Flagging dance is a performing art form often called "Flag Dancing", "Spin Flagging", "Flow Flagging", "flagging" and "Rag Spinning", but more commonly referred to as "Colorguard (Guard)". Specifically, flagging dance is the undulation, spinning and waving of flags in a rhythmic fashion with music. Practitioners of this form of performance art and dance are usually referred to as "Flaggers" and "Flag Dancers."

Although spinning Flags resembles the spinning of Poi, it is not a form of Poi. Poi originated with the Māori people of New Zealand while Flagging derived from Gay culture. Both developed independently from each other. The exact origins of Flagging are unclear, but it is thought to have started in gay clubs in the late 1970s and early 1980s. Flagging was borne from the use of Oriental Hand Fans and the handkerchiefs from the Hanky Code. These two props were used as antagonist to aromatize, using the handkerchiefs. Then dearomatized, using the  Oriental Hand Fans on the dance floors to diffuse amyl nitrate (poppers). Combining the two moves made from Fan Dancing and the handkerchiefs, with coins stitched in a corner acting as a lead, Flag Dancing developed. 

This art form was almost lost to culture death due to the HIV/AIDS crisis in the early 1980s, when many talented members in the gay community were lost. A resurgence of Flagging started gaining ground in the early 90's at Circuit Parties and T-Dances. Today, Flagging can be seen at events such as Pride Parade, Flagging in the Park, EDM ( Electric Dance Music) Music Festivals, in the 2011 released documentary Flow Affair director Wolfgang Busch and recently in some Christian churches, where the Flags are called Worship Flags. The difference between Worship Flags and Spin/Flow Flags is the lead. Worship Flags use a rod or Dowl, Spin/Flow Flags have a lead beaded weighted curtain cord.

Origins 
Modern-day flagging in the United States developed from fan dancing, which was prominent in the leather subculture and later circuit parties of Fire Island and Manhattan in the 1970s.

Rebirth
People who flagged, performed a fan dance, or both, almost disappeared as AIDS took its toll on the community. By 1988 a few masters of these arts ensured they passed their tradition onto new members of the community. Adam Wojtowicz (flags) and Jeffrey Reichlin (fans) were two such performance artists in the New York area first seen at The Saint at Large. Three performed for Heritage of Pride in 1990, four in 1991. In 1996 thirty fan dancers and flaggers from the Northeast where ready to take rotations on stage at the annual Pride Dance on the Pier. San Francisco, where this art form began, was still recovering from its loses. Those who had not died, placed their toys away out of significant grief. AmFAR held a benefit in September 1997 at the Trocadero returning the dance to its birthplace.

Contemporary flags
The origins of flagging started with simple tee-shirts on the dance floor or fabric with a quarter tied in one corner. Today they are made by adding curtain weights sewn onto portions of two sides of fabric make it possible for flaggers to spin their props, or toys, through the air in ways similar to fan dancing.  The first such opportunity was advertised in Circuit Noize magazine in 1997– simple gold lame flags of 3 feet by 5 feet that came with a matching bag. Flags can be of almost any fabric, but silk, organza and lamé are preponderant, with silk being the most favored.  Silk flags are usually dyed in vibrant, ultraviolet fluorescent colors, creating an almost hypnotic spectacle when spun rhythmically.

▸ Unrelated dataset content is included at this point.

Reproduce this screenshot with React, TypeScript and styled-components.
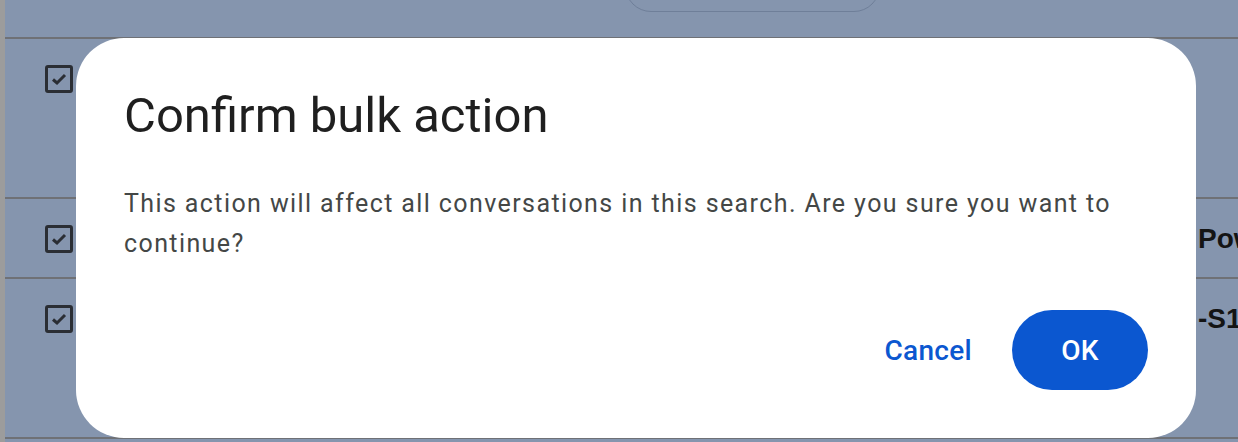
import styled, { createGlobalStyle } from "styled-components";

const GlobalStyle = createGlobalStyle`
    html, body {
        margin: 0;
        padding: 0;
        background: #8595ae;
    }
    * {
        box-sizing: border-box;
    }
`

const Page = styled.div`
    position: relative;
    width: 1238px;
    height: 442px;
    overflow: hidden;
    background: #8595ae;
    border-left: 5px solid #9c9c9c;
    font-family: Roboto, "Liberation Sans", sans-serif;
`

const Header = styled.div`
    height: 39px;
    display: flex;
    align-items: flex-start;
    padding-left: 620px;
    border-bottom: 2px solid #6f7176;
`

const Pill = styled.div`
    width: 255px;
    height: 52px;
    margin-top: -40px;
    border: 1.5px solid #6f7f99;
    border-radius: 26px;
`

const Row = styled.div<{ $height: number }>`
    height: ${(p) => p.$height}px;
    display: flex;
    align-items: flex-start;
    border-bottom: 2px solid #6f7176;
`

const Checkbox = styled.div`
    width: 28px;
    height: 28px;
    margin: 26px 0 0 40px;
    border: 3px solid #2b2e34;
    border-radius: 3px;
    display: flex;
    align-items: center;
    justify-content: center;
`

const Spacer = styled.div`
    flex: 1;
`

const Cell = styled.div`
    width: 40px;
    padding-top: 24px;
    white-space: nowrap;
    overflow: hidden;
    font-family: "Liberation Sans", Arial, sans-serif;
    font-size: 28px;
    line-height: 32px;
    font-weight: 700;
    color: #141414;
`

const Dialog = styled.div`
    position: absolute;
    left: 71px;
    top: 38px;
    width: 1120px;
    height: 400px;
    background: #fff;
    border-radius: 48px;
    padding: 48px;
    display: flex;
    flex-direction: column;
`

const Title = styled.h2`
    margin: 0;
    font-size: 49px;
    line-height: 60px;
    font-weight: 400;
    color: #1f1f1f;
`

const Message = styled.p`
    margin: 38px 0 0;
    font-size: 25px;
    line-height: 40px;
    letter-spacing: 1.4px;
    color: #444746;
`

const Actions = styled.div`
    margin-top: auto;
    display: flex;
    justify-content: flex-end;
    align-items: center;
    gap: 16px;
`

const Button = styled.button<{ $filled?: boolean }>`
    height: 80px;
    padding: 0 ${(p) => (p.$filled ? 44 : 24)}px;
    min-width: ${(p) => (p.$filled ? 136 : 0)}px;
    border: none;
    border-radius: 40px;
    font-family: Roboto, "Liberation Sans", sans-serif;
    font-size: 28px;
    font-weight: 500;
    letter-spacing: 0.3px;
    background: ${(p) => (p.$filled ? "#0b57d0" : "transparent")};
    color: ${(p) => (p.$filled ? "#fff" : "#0b57d0")};
    cursor: pointer;
`

const Check = () => (
    <svg width="18" height="18" viewBox="0 0 18 18">
        <path d="M3 9.5 L7 13 L15 5" fill="none" stroke="#2b2e34" strokeWidth="3" />
    </svg>
)

export default function App() {
    return (
        <>
            <GlobalStyle />
            <Page>
                <Header>
                    <Pill />
                </Header>
                <Row $height={160}>
                    <Checkbox><Check /></Checkbox>
                </Row>
                <Row $height={80}>
                    <Checkbox><Check /></Checkbox>
                    <Spacer />
                    <Cell>Power</Cell>
                </Row>
                <Row $height={160}>
                    <Checkbox><Check /></Checkbox>
                    <Spacer />
                    <Cell>-S100</Cell>
                </Row>
                <Dialog>
                    <Title>Confirm bulk action</Title>
                    <Message>
                        This action will affect all conversations in this search. Are you sure you want to continue?
                    </Message>
                    <Actions>
                        <Button>Cancel</Button>
                        <Button $filled>OK</Button>
                    </Actions>
                </Dialog>
            </Page>
        </>
    )
}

Flagging tribes in the U.S.
Flagger groups, known as tribes, formed in New York City, Boston, Columbus, Philadelphia, DC, Los Angeles, San Francisco and South Florida in the mid 1990s, and were often part of the backdrop of the circuit party events mostly attended by gay men. These were soon followed by the formation of troupes in Minneapolis, Seattle, and Houston in the United States, and in Belo Horizonte, Brazil.  It is considered disrespectful to commercialize this disco art form. Many tribes continue to perform as atmosphere in clubs and at benefits worldwide.

Flagging in Brazil
The origins of this art in Brazil date back to Belo Horizonte, a city of the state of Minas Gerais, 1998 - 1999. Due to the abundance of gay festivities in the country, the culture initially spread to Rio de Janeiro and later to São Paulo, Brasília and Florianópolis. Many users of social networks (Facebook, Orkut, among others) posted their photos with banners (flags) to promote and / or demonstrate the art.
There are some meetings in the park that are held to provide opportunities to practice, similar to those in the USA. Some of them even sponsored by the city (laws to encourage Culture, in Belo Horizonte). These are usually organized by art masters (flag masters) in some cities such as Belo Horizonte or São Paulo. Another city, Florianopolis, has seen an increase of flagging activities at festivals and parties since 2010. These events promote the exchange of experiences among the participants, ensuring the continued maintenance of Art and Culture with Flags on the national scene.
On July 9, 2011, the fourth Minas Gerais flaggers meeting took place in Belo Horizonte, where several members of the country participated. It is the second largest meeting of Flaggers in the world, second only to the community of the city of San Francisco, California. Currently, this art can be seen in electronic culture scenes such as Raves in various parts of the country. The flags are not necessarily manufactured by flag-makers originating in Brazil by the original flaggers, but flags still continue to enter the scene through outside sources.

Flagger events
Performances and conferences have begun forming in various cities, including New York, San Francisco, Palm Springs, and Dallas. Conferences and workshops happen in 2 or 3 full day events, and teach construction and techniques from beginner to advanced. A short list of leaders in the community often travel to many of these events, becoming known internationally as masters in Flag Dancing.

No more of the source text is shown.